US

5 endangered Cuban crocodiles hatch at National Zoo in DC, Smithsonian officials announce

This handout photo provided by the Smithsonian’s National Zoo shows five critically endangered Cuban crocodiles hatched at the National Zoo’s Reptile Discovery Center between July 29 and Aug. 7. The eggs were laid by Dorothy, a 57-year-old genetically valuable crocodile.  (Smithsonian’s National Zoo/Amy Enchelmeyer via AP)

This handout photo provided by the Smithsonian’s National Zoo shows five critically endangered Cuban crocodiles hatched at the National Zoo’s Reptile Discovery Center between July 29 and Aug. 7. The eggs were laid by Dorothy, a 57-year-old genetically valuable crocodile. (Smithsonian’s National Zoo/Amy Enchelmeyer via AP)  (The Associated Press)

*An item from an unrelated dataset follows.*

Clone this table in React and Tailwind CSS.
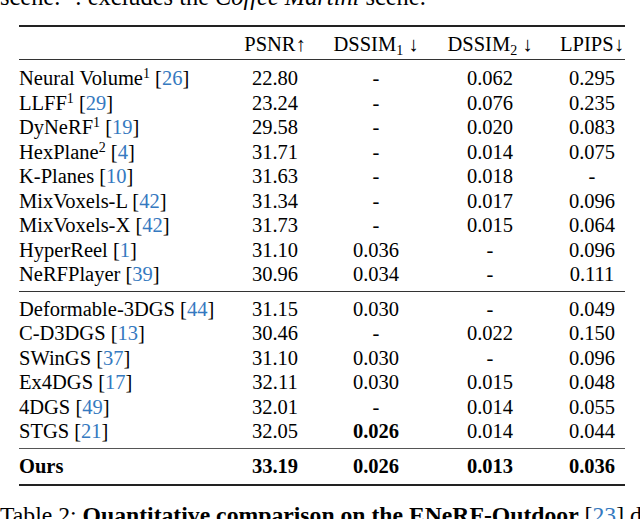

Smithsonian officials say five critically endangered Cuban crocodiles have hatched at the National Zoo's Reptile Discovery Center.

Officials said Wednesday that the crocodiles hatched between July 29 and Aug. 7. Officials say the crocodiles' mother, Dorothy, laid 24 eggs May 12, and 10 were fertile. Officials say those were moved to an incubator, and half of the eggs developed during the entire gestation period.

Officials say crocodile embryos develop into a male or female crocodiles depending on the incubating temperature of the eggs. Keepers kept the eggs at a temperature range to hatch males as part of a survival plan for the species, but it is too early to definitively determine the crocodiles' sex.

Cuban crocodiles are found only in two swamps in Cuba.